Karim is particularly proud of three transactions. The sale of Insight Investment to BNY Mellon: “It’s been great to watch that business prosper”. The acquisition of 15% of Investec Asset Management from the Group: “A very cleaver transaction that aligned a whole bunch of factors between the Group and the asset management subsidiary”.

And, the Standard Life takeover of Ignis: “The Standard Life share price went up by 6% on the day.”

“We have a very privileged place in the industry,” he says. “We get to see a lot of chief executives who share their perspectives on their own businesses and appetite for M&A, on a very confidential basis.”

Fenchurch consistently does three or four asset management (including wealth management) transactions per year. It did 15 in total across asset management, insurance, banking and elsewhere. In May 2016 it did a record number of transactions – six in total including three for Axa as well as ones for firms entering the GAAM Group.

“The industry is facing a number of big issues and we are seeing more appetite for transactions,” says Karim, noting there are three major trends in play.

Firstly, the trend towards capital-light businesses, especially among insurance companies: “Our large insurance industry clients are moving away from capital-heavy businesses into capital-light ones. Standard Life is a great example – it has almost transformed itself into an asset and wealth manager.
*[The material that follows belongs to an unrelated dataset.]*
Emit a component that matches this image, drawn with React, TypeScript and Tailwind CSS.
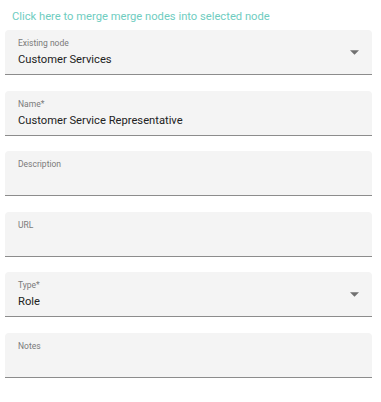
const font = { fontFamily: "Roboto, 'Noto Sans', sans-serif" };

type FieldProps = { label: string; value?: string; select?: boolean };

function Field({ label, value, select }: FieldProps) {
  return (
    <div className="relative h-[45px] rounded-t-[4px] bg-[#f4f4f4] border-b border-[#8c8c8c] pl-[13px] pr-3">
      <div className="pt-[8px] text-[8.5px] leading-[10px] text-[#7a7a7a]">{label}</div>
      {value && <div className="mt-[5px] text-[11.2px] leading-[14px] text-[#222]">{value}</div>}
      {select && (
        <svg
          className="absolute right-[13px] top-[20px]"
          width="9"
          height="5"
          viewBox="0 0 10 5"
        >
          <path d="M0 0 L5 5 L10 0 Z" fill="#707070" />
        </svg>
      )}
    </div>
  );
}

export default function App() {
  return (
    <div className="w-[381px] h-[402px] bg-white px-[5px] pt-[10px]" style={font}>
      <a className="block pl-[7px] text-[11.2px] leading-[14px] text-[#6fcdbf] cursor-pointer">
        Click here to merge merge nodes into selected node
      </a>
      <div className="mt-[6px] w-[367px] flex flex-col gap-[15.6px]">
        <Field label="Existing node" value="Customer Services" select />
        <Field label="Name*" value="Customer Service Representative" />
        <Field label="Description" />
        <Field label="URL" />
        <Field label="Type*" value="Role" select />
        <Field label="Notes" />
      </div>
    </div>
  );
}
I see this trend continuing”.

Secondly, long-only managers are looking for ways to replace high-margin assets that are moving to passive funds.

Thirdly, “we have seen a number of independent fund managers having to deal with a whole bunch of issues around access to distribution or manager succession aligning themselves with a bigger player.”

He says the alternatives world is particularly interesting, with firms seeking to deal with succession, institutionalizing their business or seeking a liquidity event.

“In cases where assets have peaked it is a struggle to manage the downsizing. We have seen a lot of alternative managers convert themselves to family offices. Performance is the key thing.”

However, it is not just the smaller entities that are exposed to share price volatility, as investors in Aberdeen can attest. “Larger managers that are exposed to emerging markets have seen a lot of volatility in their earnings. A lot of managers that are exposed to just one style are trying to diversify.”

There are many examples in the industry; Ashmore is reported diversifying away from EM debt into equities and MANN Group is trying to get away from its traditional pure hedge funds model into other asset classes.

“Asset management M&A can be highly rewarding but highly risky as well – managing people, alignment, retention, clients, distributors are all a key part of the planning process.”

Karim says he does not see many transformational deals in the pipeline at the moment – he says management boards are trying to see what the future will look like before settling on a strategy. “But we certainly see a lot of bolt-on and mid-market M&A in asset management.”